I keep notes here. Most of these are related to travel, work, or books.
What I Learned From Rules For Resistance
activismSummarized articles, all written in late 2015 by journalists who covered the dictators in their own countries.
Hungary: Miklos Haraszti #
Populists govern by swapping issues, as opposed to resolving them.
They want to be hated. In the case of Victor Orban, being hated is the first step in his strategy, followed by (1) defending and then (2) triumphing.
Populists turn into peaceniks or imperialists capriciously, depending on what they think will yield good spin. In 2015 Erdogan and Putin BOTH switched, within months, from warring with each other to fraternity.
What works #
The public's moral indignation over nepotism proves to be the nemesis of illiberal regimes. Personal and family greed, cronyism, thievery, combined with hypocrisy. Betrayed expectations of a selfless strongman have led to civic awakenings.
Defend institutions that enforce transparency and justice.
Challenge in America #
The hard to change constitution.
Turkey: Turkuler Isiksel #
How Erdogan did it in Turkey #
With always less than half of the popular vote, Ergogan jailed journalists, activists, judges, generals, and members of parliament.
To inspire his base he: reignited a dormant civil conflict, stoked ultranationalist violence, allowed extremist movements to flourish, orchestrated military incursions into two neighboring countries, and moved norms away from the rule of law.
In hindsight,, the signs of his authoritarian intentions were there all along; many of us just didn't think the republic would succomb so easily.
The American Problem, Summarized #
James Madison's ingenious checks and balances were designed to wighstand the mundane incompetence, greed, and shortsightedness of politicians.
But it cannot weather the onslaught of an aspiring tyrant hell-bent on destroying it.
Expect a bullying White House to cow the press.
Beware Trump's singular genius: manipulating the media.
What Works #
Liberals mistake the threat as the usual: culture war attacks and reversals of policies that help people. This is not a dogfight between liberals and conservatives. It is a struggle between those who believe in preserving the imperfect but serviceable constitutional system of the republic and those who will try to undermine it. For all his abhorrent policy positions, a President Ted Cruz could have been counted on to observer the strictures of constitutional democracy.

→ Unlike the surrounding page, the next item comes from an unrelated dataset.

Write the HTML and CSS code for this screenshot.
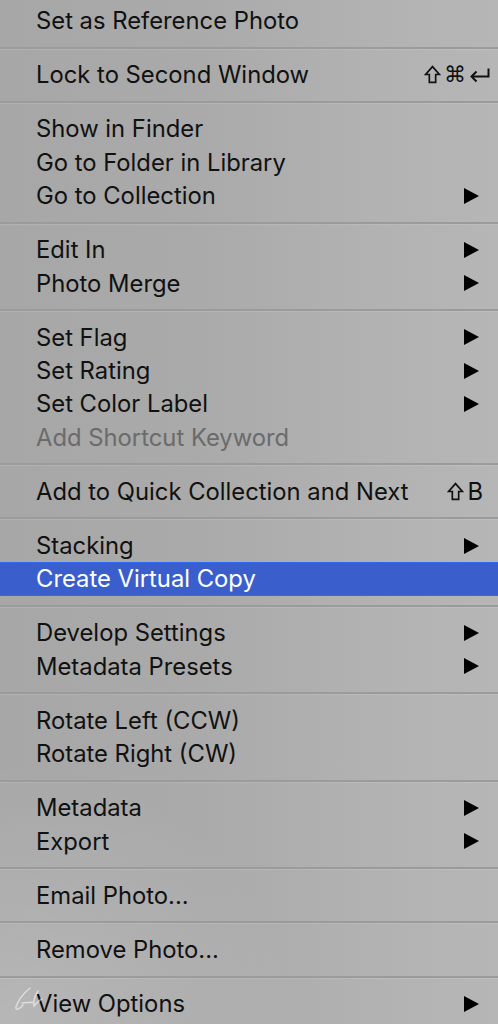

None of the following are part of the usual left/right dogfight:
- surveillance
- fomenting violence
- voter intimidation
- rigging elections
- prosecuting opponents
- silencing the press
- silencing the public
- silencing universities
- using government as a propaganda machine
Poland, Anne Applebaum #
Protests, if not carefully targeted, achieve little.
Caveats #
Protests inspire conspiracy theorists that the protesters are "foreign, paid, Jewish".
Real change comes through politics, political parties, and elections. Poland, though damaged, is still a democracy.
If the people who who put time into demonstrations also prove willing to work on behalf of candidates in local elections - or become candidates themselves - they will achieve far more.
A mayor is in a far better position to resist attacks than a man carrying a sign.
Five Democratic senators can do more to block extremist judges or damaging policies than 5 million people chanting slogans. I'm sorry if you are angry at the establishment. You need to work for it and within it if you want it to change.